Does the right hon. Gentleman agree that in relation to electricity the position is extremely serious in certain industries? Will he reflect on the fact that at previous Question Times he has compared our position with that of France and has suggested that the French gain enormous benefit from cheaper nuclear electricity? Will he accept that those previous answers have igored the fact that the £1.4 billion write-off of capital expenditure to assist French nuclear generation is yet another example of how other Governments do not leave their industries with one hand tied behind their backs?

Mr. Lawson

There is no point in the hon. Gentleman trying to bury his head in the sand. The French industry has a substantial advantage as a result of the large proportion of relatively cheap nuclear power that is available in France. Had we made the same sort of progress under the Labour Government we would have a different structure of electricity prices today.

Mr. Stokes

Will my right hon. Friend tell me, with his usual candour, whether domestic consumers of oil will share the benefits that industry will gain from lower oil prices?

Mr. Lawson

This is a free market, but my hon. Friend knows that there are already considerable signs at the petrol pumps of falling prices, from which the domestic consumer is able to draw full benefit.

Mr. Eadie

When the right hon. Gentleman replies to letters and communications does he, as I hope, make it clear that Government policy is responsible for the substantial increase in energy and gas prices?

Mr. Lawson

The Government have had the courage to stop the policy of the previous Government of holding gas prices to the domestic consumer artificially low, as a result of which industry had to pay substantially more.
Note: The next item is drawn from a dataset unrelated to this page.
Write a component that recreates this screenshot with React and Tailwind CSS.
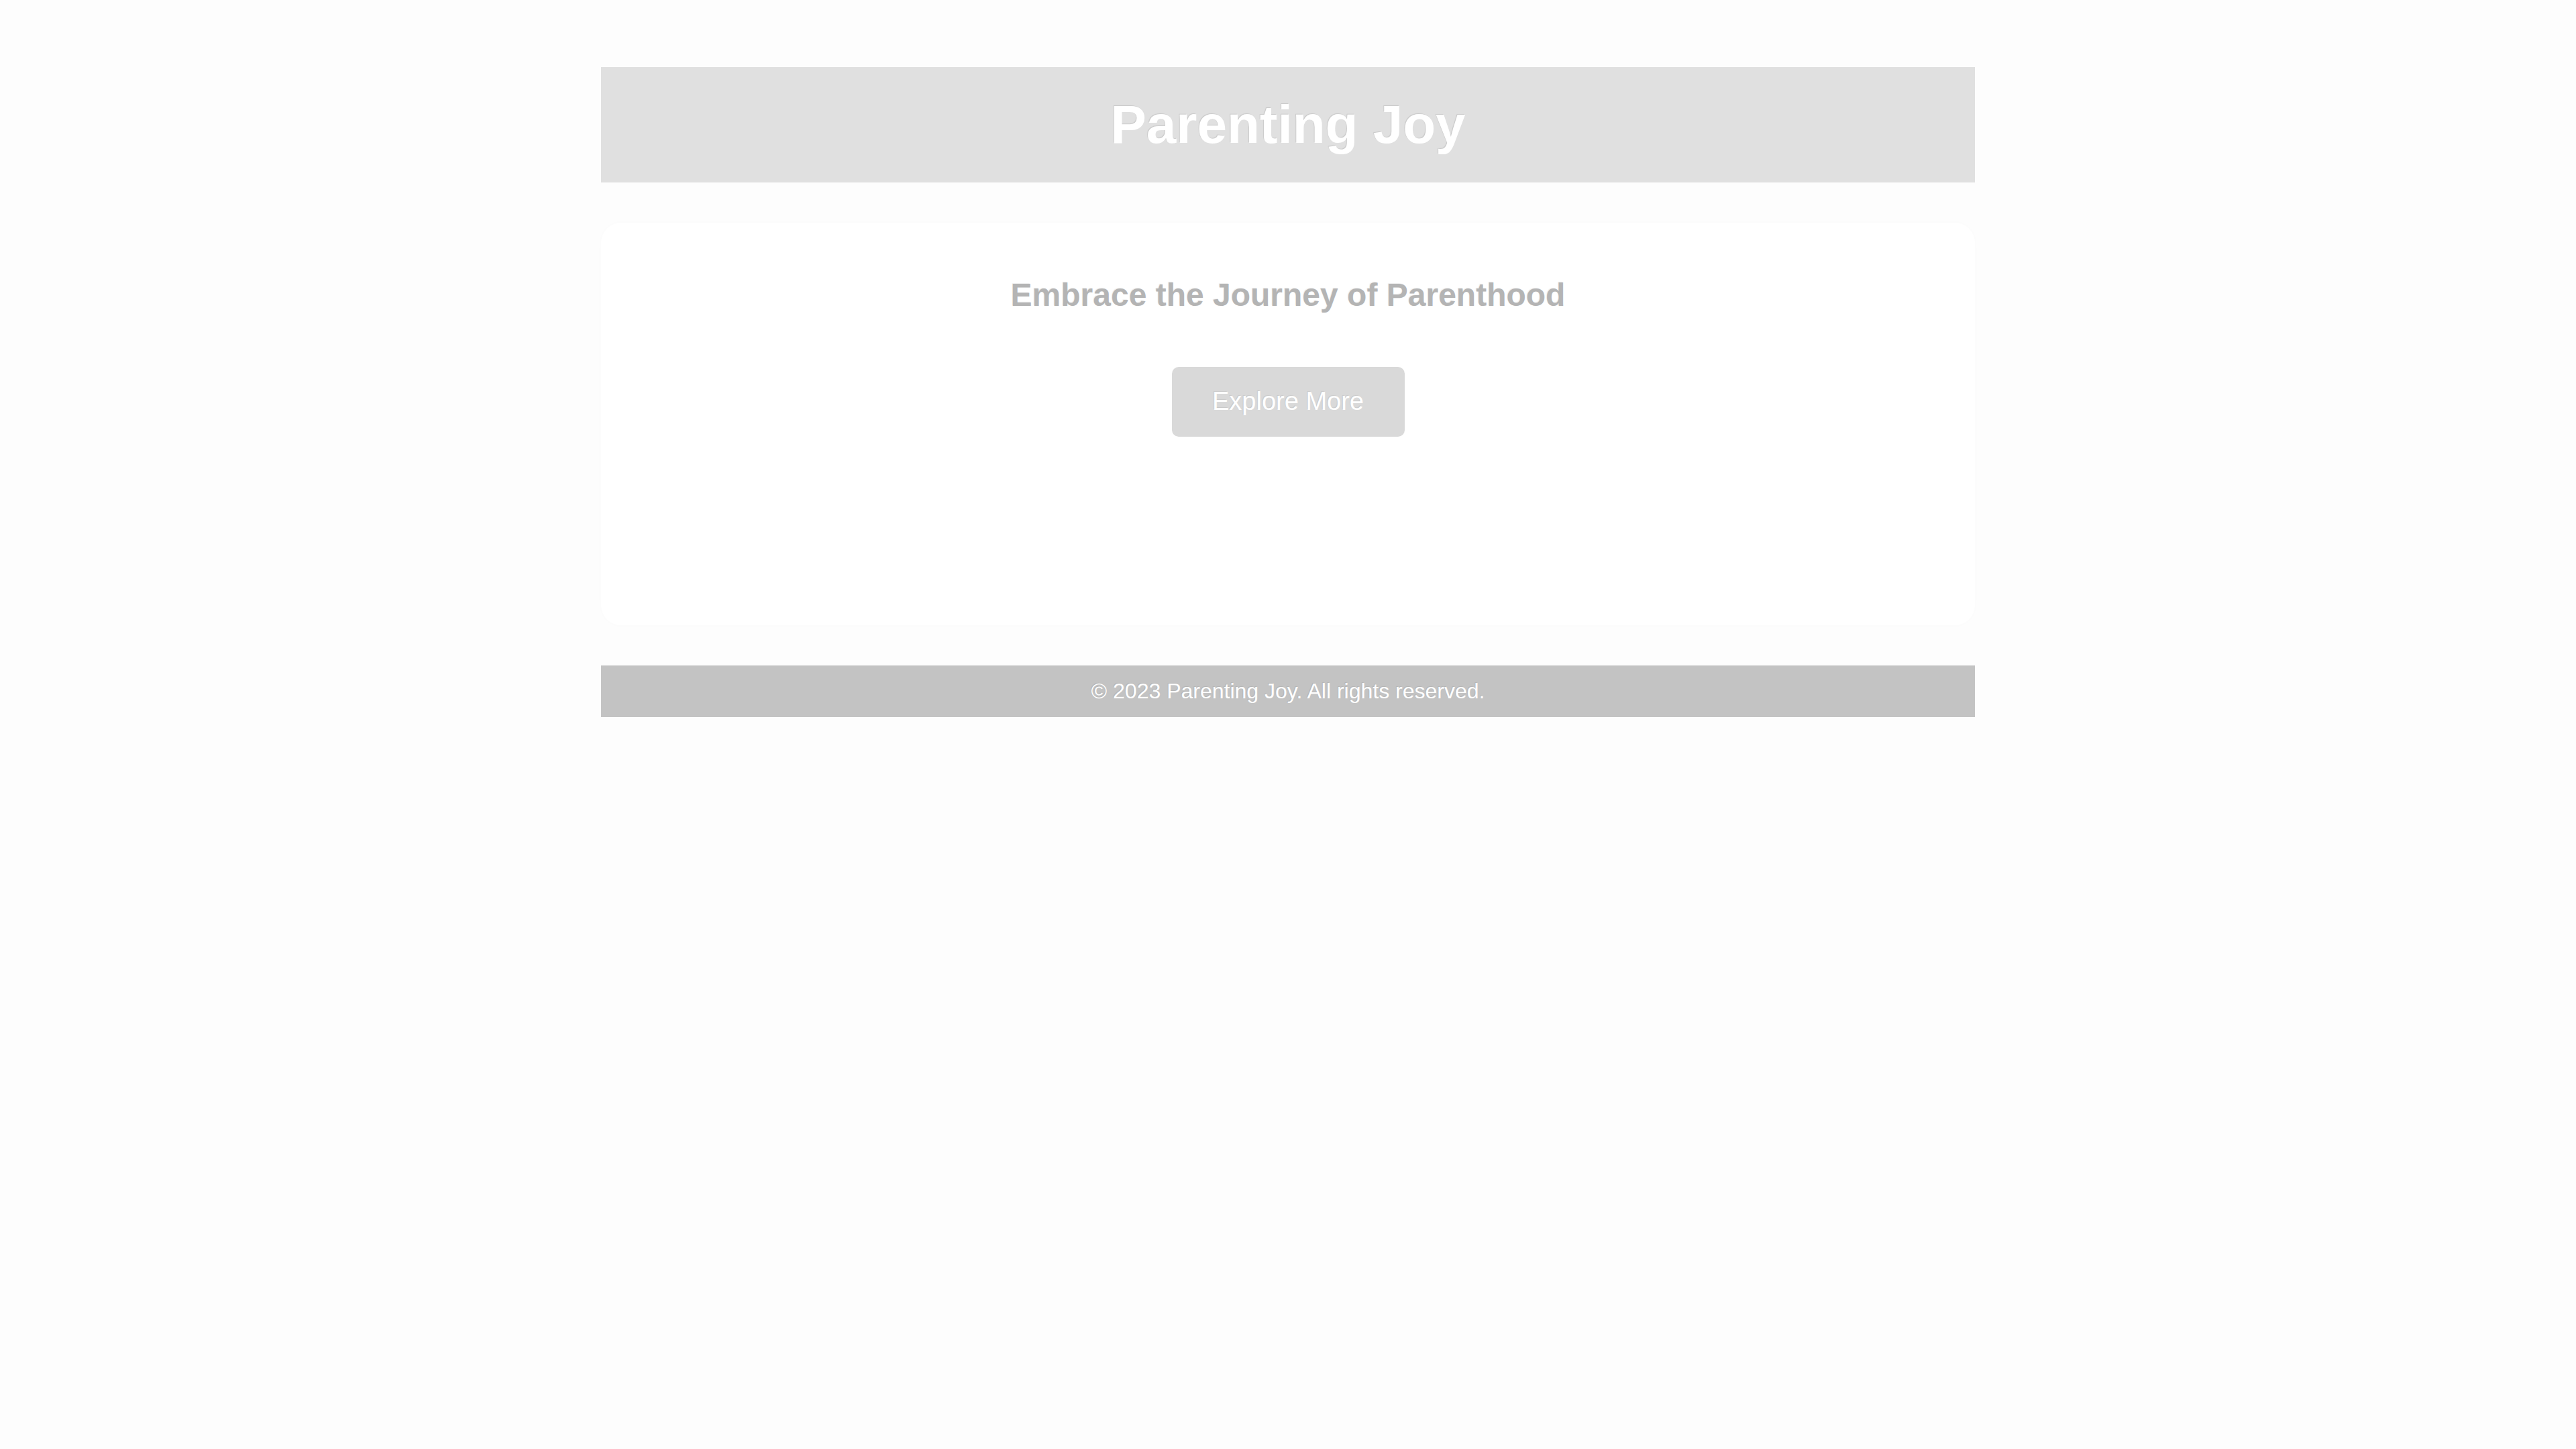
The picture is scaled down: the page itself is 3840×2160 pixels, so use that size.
export default function App() {
  return (
    <div className="min-h-screen bg-[#fdfdfd] pt-[100px] font-['Liberation_Sans',Arial,sans-serif]">
      <div className="mx-auto w-[2048px]">
        <header className="h-[172px] bg-[#e0e0e0] flex items-center justify-center">
          <h1 className="text-[80px] font-bold text-white leading-[1.15] [text-shadow:-1px_-1px_1px_rgba(0,0,0,0.1)]">
            Parenting Joy
          </h1>
        </header>
        <main className="mt-[60px] h-[600px] bg-white rounded-[30px] shadow-[0_0_12px_rgba(0,0,0,0.01)] p-[40px] flex flex-col items-center">
          <h2 className="mt-[40px] text-[48px] font-bold text-[#b4b4b4] leading-[1.15] [text-shadow:-1px_-1px_1px_rgba(0,0,0,0.06)]">
            Embrace the Journey of Parenthood
          </h2>
          <button className="mt-[80px] h-[104px] w-[347px] rounded-[10px] bg-[#d9d9d9] text-[38px] text-white leading-[1.15] [text-shadow:-1px_-1px_1px_rgba(0,0,0,0.08)]">
            Explore More
          </button>
        </main>
        <footer className="mt-[60px] h-[77px] bg-[#c3c3c3] flex items-center justify-center">
          <p className="text-[32px] text-white leading-[1.15] [text-shadow:-1px_-1px_1px_rgba(0,0,0,0.08)]">
            © 2023 Parenting Joy. All rights reserved.
          </p>
        </footer>
      </div>
    </div>
  );
}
By getting a better balance between the price of gas to the home and the price to industry we have addressed ourselves to what is undoubtedly the major problem in energy pricing.

Following are the figures:

Prices Based on Survey of 900 Large Industrial Consumers Provisional fourth quarter, 1981
£—tonne p/kwh p/therm*
Heavy Fuel Oil 115.51 28.5
Gas Oil 189.51 44.0
Gas 22.57
Electricity 2.889 84.7
Coal 41.93 16.3
Source: Department of Energy.
* Prices are not directly comparable as the costs to the consumer depend on the efficiency with which the fuel is used.